## Given material:
────────────────────

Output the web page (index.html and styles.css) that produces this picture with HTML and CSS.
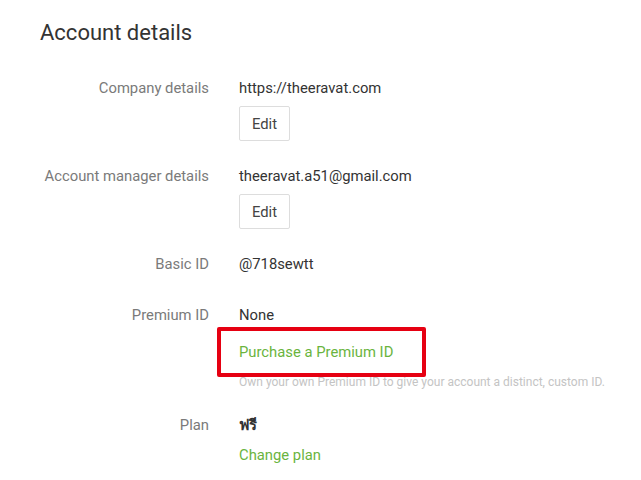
FILE: index.html
```html
<!DOCTYPE html>
<html lang="en">
<head>
    <meta charset="UTF-8">
    <meta name="viewport" content="width=device-width, initial-scale=1.0">
    <title>Account details</title>
    <link rel="stylesheet" href="styles.css">
</head>
<body>
    <h1>Account details</h1>
    <div class="details">
        <div class="row">
            <div class="label">Company details</div>
            <div class="value">
                <div class="text">https://theeravat.com</div>
                <button class="btn">Edit</button>
            </div>
        </div>
        <div class="row">
            <div class="label">Account manager details</div>
            <div class="value">
                <div class="text">theeravat.a51@gmail.com</div>
                <button class="btn">Edit</button>
            </div>
        </div>
        <div class="row row-wide">
            <div class="label">Basic ID</div>
            <div class="value">
                <div class="text">@718sewtt</div>
            </div>
        </div>
        <div class="row">
            <div class="label">Premium ID</div>
            <div class="value">
                <div class="text">None</div>
                <div class="link-wrap">
                    <a class="link" href="#">Purchase a Premium ID</a>
                    <span class="highlight"></span>
                </div>
                <div class="hint">Own your own Premium ID to give your account a distinct, custom ID.</div>
            </div>
        </div>
        <div class="row">
            <div class="label">Plan</div>
            <div class="value">
                <div class="text plan">ฟรี</div>
                <a class="link link-plan" href="#">Change plan</a>
            </div>
        </div>
    </div>
</body>
</html>
```

FILE: styles.css
```css
body {
    font-family: Roboto, "Liberation Sans", Arial, sans-serif;
    background-color: #fff;
    color: #333;
    margin: 0;
    padding: 20px 0 0 40px;
}
h1 {
    font-size: 22px;
    font-weight: 400;
    color: #333;
    margin: 0 0 33px;
    line-height: 25px;
}
.details {
    display: flex;
    flex-direction: column;
    gap: 25px;
}
.row {
    display: grid;
    grid-template-columns: 169px 1fr;
    column-gap: 30px;
    font-size: 14.8px;
    line-height: 20px;
}
.row-wide {
    margin-bottom: 6px;
}
.label {
    text-align: right;
    color: #7a7a7a;
}
.value {
    display: flex;
    flex-direction: column;
    align-items: flex-start;
}
.text {
    color: #333;
}
.btn {
    margin-top: 8px;
    width: 51px;
    height: 35px;
    font-family: inherit;
    font-size: 14.8px;
    color: #444;
    background-color: #fff;
    border: 1px solid #ddd;
    border-radius: 2px;
    padding: 0;
}
.link-wrap {
    position: relative;
    margin-top: 17px;
}
.link {
    color: #6ab43e;
    text-decoration: none;
}
.highlight {
    position: absolute;
    left: -22px;
    top: -15px;
    width: 201px;
    height: 42px;
    border: 4px solid #e60012;
    border-radius: 2px;
}
.hint {
    margin-top: 12px;
    font-size: 12px;
    line-height: 16px;
    color: #c4c4c4;
    white-space: nowrap;
}
.plan {
    font-weight: 700;
}
.link-plan {
    margin-top: 10px;
}
```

────────────────────

## Goal:
Which lines contain the word "styles"? Return each of them.

## Solved exercise:
Output the web page (index.html and styles.css) that produces this picture with HTML and CSS.
    <link rel="stylesheet" href="styles.css">
FILE: styles.css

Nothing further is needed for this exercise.